### WHAT IS NEEDED
Set the listing down unchanged, minus every embedded image.

### COLLECTED DATA

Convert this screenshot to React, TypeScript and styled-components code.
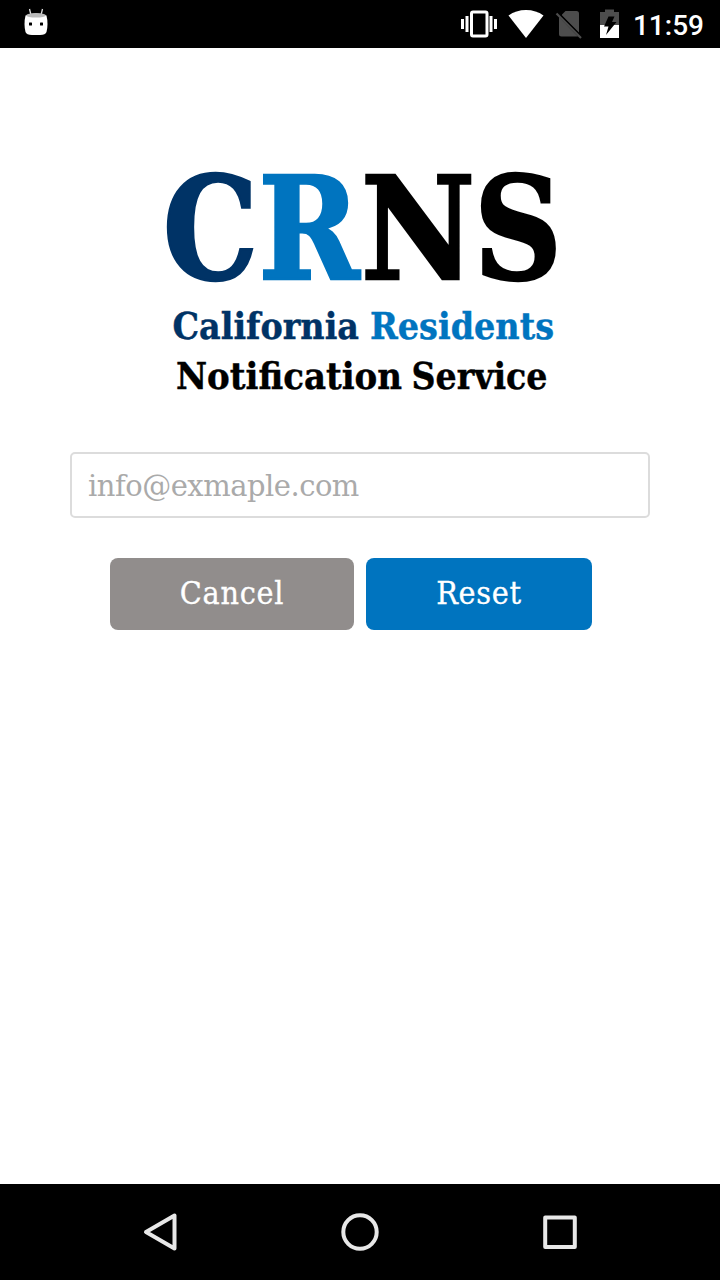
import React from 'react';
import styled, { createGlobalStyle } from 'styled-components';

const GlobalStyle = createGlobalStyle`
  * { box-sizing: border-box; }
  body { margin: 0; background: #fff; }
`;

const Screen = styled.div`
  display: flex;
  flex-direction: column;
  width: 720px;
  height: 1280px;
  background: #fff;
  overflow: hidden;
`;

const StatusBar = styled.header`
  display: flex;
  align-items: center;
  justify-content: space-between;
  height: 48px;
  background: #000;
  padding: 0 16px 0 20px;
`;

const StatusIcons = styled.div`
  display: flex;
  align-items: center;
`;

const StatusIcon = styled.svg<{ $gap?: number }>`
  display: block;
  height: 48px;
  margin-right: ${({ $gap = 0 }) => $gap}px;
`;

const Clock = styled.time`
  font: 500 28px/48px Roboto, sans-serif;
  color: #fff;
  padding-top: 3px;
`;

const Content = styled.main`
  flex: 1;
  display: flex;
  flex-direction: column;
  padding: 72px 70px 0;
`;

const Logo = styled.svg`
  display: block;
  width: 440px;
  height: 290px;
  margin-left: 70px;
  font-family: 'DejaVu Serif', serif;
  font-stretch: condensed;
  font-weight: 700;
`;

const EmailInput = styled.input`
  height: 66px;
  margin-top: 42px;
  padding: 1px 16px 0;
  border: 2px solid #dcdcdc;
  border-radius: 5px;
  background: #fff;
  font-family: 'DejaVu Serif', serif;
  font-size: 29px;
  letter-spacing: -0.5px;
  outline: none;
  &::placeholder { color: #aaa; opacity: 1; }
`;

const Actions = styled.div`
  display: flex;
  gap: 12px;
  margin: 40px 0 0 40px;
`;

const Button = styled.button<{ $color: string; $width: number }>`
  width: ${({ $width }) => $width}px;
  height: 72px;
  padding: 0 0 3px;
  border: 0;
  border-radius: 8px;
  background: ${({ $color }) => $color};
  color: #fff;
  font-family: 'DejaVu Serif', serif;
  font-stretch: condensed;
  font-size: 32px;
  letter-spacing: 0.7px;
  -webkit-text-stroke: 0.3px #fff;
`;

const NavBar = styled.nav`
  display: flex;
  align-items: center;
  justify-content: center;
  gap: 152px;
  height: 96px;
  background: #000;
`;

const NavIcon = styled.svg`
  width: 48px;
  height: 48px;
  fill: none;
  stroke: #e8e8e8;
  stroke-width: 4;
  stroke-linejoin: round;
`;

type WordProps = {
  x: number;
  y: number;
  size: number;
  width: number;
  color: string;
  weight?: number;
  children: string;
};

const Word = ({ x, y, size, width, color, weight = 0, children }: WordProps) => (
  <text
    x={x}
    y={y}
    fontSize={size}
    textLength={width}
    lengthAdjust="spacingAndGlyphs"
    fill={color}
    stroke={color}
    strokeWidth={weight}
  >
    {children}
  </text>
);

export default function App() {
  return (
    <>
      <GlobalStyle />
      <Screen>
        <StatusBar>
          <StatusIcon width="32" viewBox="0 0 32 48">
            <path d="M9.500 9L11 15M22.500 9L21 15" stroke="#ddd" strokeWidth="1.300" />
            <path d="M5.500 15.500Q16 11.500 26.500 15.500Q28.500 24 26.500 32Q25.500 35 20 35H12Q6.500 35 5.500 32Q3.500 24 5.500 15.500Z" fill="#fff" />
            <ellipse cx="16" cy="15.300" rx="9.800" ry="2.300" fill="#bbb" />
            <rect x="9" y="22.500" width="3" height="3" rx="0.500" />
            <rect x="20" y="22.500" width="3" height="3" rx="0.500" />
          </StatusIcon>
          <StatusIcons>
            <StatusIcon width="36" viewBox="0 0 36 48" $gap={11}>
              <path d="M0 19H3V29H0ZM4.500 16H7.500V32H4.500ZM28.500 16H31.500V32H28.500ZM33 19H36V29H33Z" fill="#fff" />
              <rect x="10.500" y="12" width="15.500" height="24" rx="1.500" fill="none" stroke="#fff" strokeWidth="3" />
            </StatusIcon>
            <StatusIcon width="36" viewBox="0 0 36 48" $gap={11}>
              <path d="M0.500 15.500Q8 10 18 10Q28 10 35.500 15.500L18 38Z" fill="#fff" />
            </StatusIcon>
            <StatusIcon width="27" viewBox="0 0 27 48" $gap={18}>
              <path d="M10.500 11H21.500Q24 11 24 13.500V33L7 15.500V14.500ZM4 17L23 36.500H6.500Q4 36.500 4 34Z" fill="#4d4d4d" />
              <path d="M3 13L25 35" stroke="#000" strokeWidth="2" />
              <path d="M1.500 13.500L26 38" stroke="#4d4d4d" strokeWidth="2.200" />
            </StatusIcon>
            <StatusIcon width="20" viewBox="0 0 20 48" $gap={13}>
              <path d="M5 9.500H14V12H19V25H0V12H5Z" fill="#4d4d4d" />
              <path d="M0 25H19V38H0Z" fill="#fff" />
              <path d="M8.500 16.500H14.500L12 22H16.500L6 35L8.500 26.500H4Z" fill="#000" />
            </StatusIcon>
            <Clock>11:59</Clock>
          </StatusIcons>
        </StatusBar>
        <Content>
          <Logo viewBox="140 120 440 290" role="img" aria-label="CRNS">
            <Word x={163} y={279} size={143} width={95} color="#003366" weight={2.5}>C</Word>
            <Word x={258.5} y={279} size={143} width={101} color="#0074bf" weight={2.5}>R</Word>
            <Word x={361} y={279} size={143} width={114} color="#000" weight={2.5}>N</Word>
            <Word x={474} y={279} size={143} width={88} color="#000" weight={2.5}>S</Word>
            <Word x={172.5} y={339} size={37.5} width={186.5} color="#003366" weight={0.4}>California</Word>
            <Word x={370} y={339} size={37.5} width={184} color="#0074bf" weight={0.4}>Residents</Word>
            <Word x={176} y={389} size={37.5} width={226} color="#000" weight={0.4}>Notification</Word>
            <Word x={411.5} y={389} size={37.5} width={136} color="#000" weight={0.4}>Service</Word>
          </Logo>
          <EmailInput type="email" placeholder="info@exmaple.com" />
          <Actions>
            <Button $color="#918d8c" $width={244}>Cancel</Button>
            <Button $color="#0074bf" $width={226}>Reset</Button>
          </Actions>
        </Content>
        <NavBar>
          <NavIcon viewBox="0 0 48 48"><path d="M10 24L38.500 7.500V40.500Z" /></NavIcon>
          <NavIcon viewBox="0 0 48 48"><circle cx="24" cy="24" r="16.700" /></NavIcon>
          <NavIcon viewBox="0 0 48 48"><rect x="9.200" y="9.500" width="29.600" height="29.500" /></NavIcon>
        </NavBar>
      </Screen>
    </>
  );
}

### FULL SOLUTION
Convert this screenshot to React, TypeScript and styled-components code.
import React from 'react';
import styled, { createGlobalStyle } from 'styled-components';

const GlobalStyle = createGlobalStyle`
  * { box-sizing: border-box; }
  body { margin: 0; background: #fff; }
`;

const Screen = styled.div`
  display: flex;
  flex-direction: column;
  width: 720px;
  height: 1280px;
  background: #fff;
  overflow: hidden;
`;

const StatusBar = styled.header`
  display: flex;
  align-items: center;
  justify-content: space-between;
  height: 48px;
  background: #000;
  padding: 0 16px 0 20px;
`;

const StatusIcons = styled.div`
  display: flex;
  align-items: center;
`;

const StatusIcon = styled.svg<{ $gap?: number }>`
  display: block;
  height: 48px;
  margin-right: ${({ $gap = 0 }) => $gap}px;
`;

const Clock = styled.time`
  font: 500 28px/48px Roboto, sans-serif;
  color: #fff;
  padding-top: 3px;
`;

const Content = styled.main`
  flex: 1;
  display: flex;
  flex-direction: column;
  padding: 72px 70px 0;
`;

const Logo = styled.svg`
  display: block;
  width: 440px;
  height: 290px;
  margin-left: 70px;
  font-family: 'DejaVu Serif', serif;
  font-stretch: condensed;
  font-weight: 700;
`;

const EmailInput = styled.input`
  height: 66px;
  margin-top: 42px;
  padding: 1px 16px 0;
  border: 2px solid #dcdcdc;
  border-radius: 5px;
  background: #fff;
  font-family: 'DejaVu Serif', serif;
  font-size: 29px;
  letter-spacing: -0.5px;
  outline: none;
  &::placeholder { color: #aaa; opacity: 1; }
`;

const Actions = styled.div`
  display: flex;
  gap: 12px;
  margin: 40px 0 0 40px;
`;

const Button = styled.button<{ $color: string; $width: number }>`
  width: ${({ $width }) => $width}px;
  height: 72px;
  padding: 0 0 3px;
  border: 0;
  border-radius: 8px;
  background: ${({ $color }) => $color};
  color: #fff;
  font-family: 'DejaVu Serif', serif;
  font-stretch: condensed;
  font-size: 32px;
  letter-spacing: 0.7px;
  -webkit-text-stroke: 0.3px #fff;
`;

const NavBar = styled.nav`
  display: flex;
  align-items: center;
  justify-content: center;
  gap: 152px;
  height: 96px;
  background: #000;
`;

const NavIcon = styled.svg`
  width: 48px;
  height: 48px;
  fill: none;
  stroke: #e8e8e8;
  stroke-width: 4;
  stroke-linejoin: round;
`;

type WordProps = {
  x: number;
  y: number;
  size: number;
  width: number;
  color: string;
  weight?: number;
  children: string;
};

const Word = ({ x, y, size, width, color, weight = 0, children }: WordProps) => (
  <text
    x={x}
    y={y}
    fontSize={size}
    textLength={width}
    lengthAdjust="spacingAndGlyphs"
    fill={color}
    stroke={color}
    strokeWidth={weight}
  >
    {children}
  </text>
);

export default function App() {
  return (
    <>
      <GlobalStyle />
      <Screen>
        <StatusBar>
          <StatusIcon width="32" viewBox="0 0 32 48">
            <path d="M9.500 9L11 15M22.500 9L21 15" stroke="#ddd" strokeWidth="1.300" />
            <path d="M5.500 15.500Q16 11.500 26.500 15.500Q28.500 24 26.500 32Q25.500 35 20 35H12Q6.500 35 5.500 32Q3.500 24 5.500 15.500Z" fill="#fff" />
            <ellipse cx="16" cy="15.300" rx="9.800" ry="2.300" fill="#bbb" />
            <rect x="9" y="22.500" width="3" height="3" rx="0.500" />
            <rect x="20" y="22.500" width="3" height="3" rx="0.500" />
          </StatusIcon>
          <StatusIcons>
            <StatusIcon width="36" viewBox="0 0 36 48" $gap={11}>
              <path d="M0 19H3V29H0ZM4.500 16H7.500V32H4.500ZM28.500 16H31.500V32H28.500ZM33 19H36V29H33Z" fill="#fff" />
              <rect x="10.500" y="12" width="15.500" height="24" rx="1.500" fill="none" stroke="#fff" strokeWidth="3" />
            </StatusIcon>
            <StatusIcon width="36" viewBox="0 0 36 48" $gap={11}>
              <path d="M0.500 15.500Q8 10 18 10Q28 10 35.500 15.500L18 38Z" fill="#fff" />
            </StatusIcon>
            <StatusIcon width="27" viewBox="0 0 27 48" $gap={18}>
              <path d="M10.500 11H21.500Q24 11 24 13.500V33L7 15.500V14.500ZM4 17L23 36.500H6.500Q4 36.500 4 34Z" fill="#4d4d4d" />
              <path d="M3 13L25 35" stroke="#000" strokeWidth="2" />
              <path d="M1.500 13.500L26 38" stroke="#4d4d4d" strokeWidth="2.200" />
            </StatusIcon>
            <StatusIcon width="20" viewBox="0 0 20 48" $gap={13}>
              <path d="M5 9.500H14V12H19V25H0V12H5Z" fill="#4d4d4d" />
              <path d="M0 25H19V38H0Z" fill="#fff" />
              <path d="M8.500 16.500H14.500L12 22H16.500L6 35L8.500 26.500H4Z" fill="#000" />
            </StatusIcon>
            <Clock>11:59</Clock>
          </StatusIcons>
        </StatusBar>
        <Content>
          <Logo viewBox="140 120 440 290" role="img" aria-label="CRNS">
            <Word x={163} y={279} size={143} width={95} color="#003366" weight={2.5}>C</Word>
            <Word x={258.5} y={279} size={143} width={101} color="#0074bf" weight={2.5}>R</Word>
            <Word x={361} y={279} size={143} width={114} color="#000" weight={2.5}>N</Word>
            <Word x={474} y={279} size={143} width={88} color="#000" weight={2.5}>S</Word>
            <Word x={172.5} y={339} size={37.5} width={186.5} color="#003366" weight={0.4}>California</Word>
            <Word x={370} y={339} size={37.5} width={184} color="#0074bf" weight={0.4}>Residents</Word>
            <Word x={176} y={389} size={37.5} width={226} color="#000" weight={0.4}>Notification</Word>
            <Word x={411.5} y={389} size={37.5} width={136} color="#000" weight={0.4}>Service</Word>
          </Logo>
          <EmailInput type="email" placeholder="info@exmaple.com" />
          <Actions>
            <Button $color="#918d8c" $width={244}>Cancel</Button>
            <Button $color="#0074bf" $width={226}>Reset</Button>
          </Actions>
        </Content>
        <NavBar>
          <NavIcon viewBox="0 0 48 48"><path d="M10 24L38.500 7.500V40.500Z" /></NavIcon>
          <NavIcon viewBox="0 0 48 48"><circle cx="24" cy="24" r="16.700" /></NavIcon>
          <NavIcon viewBox="0 0 48 48"><rect x="9.200" y="9.500" width="29.600" height="29.500" /></NavIcon>
        </NavBar>
      </Screen>
    </>
  );
}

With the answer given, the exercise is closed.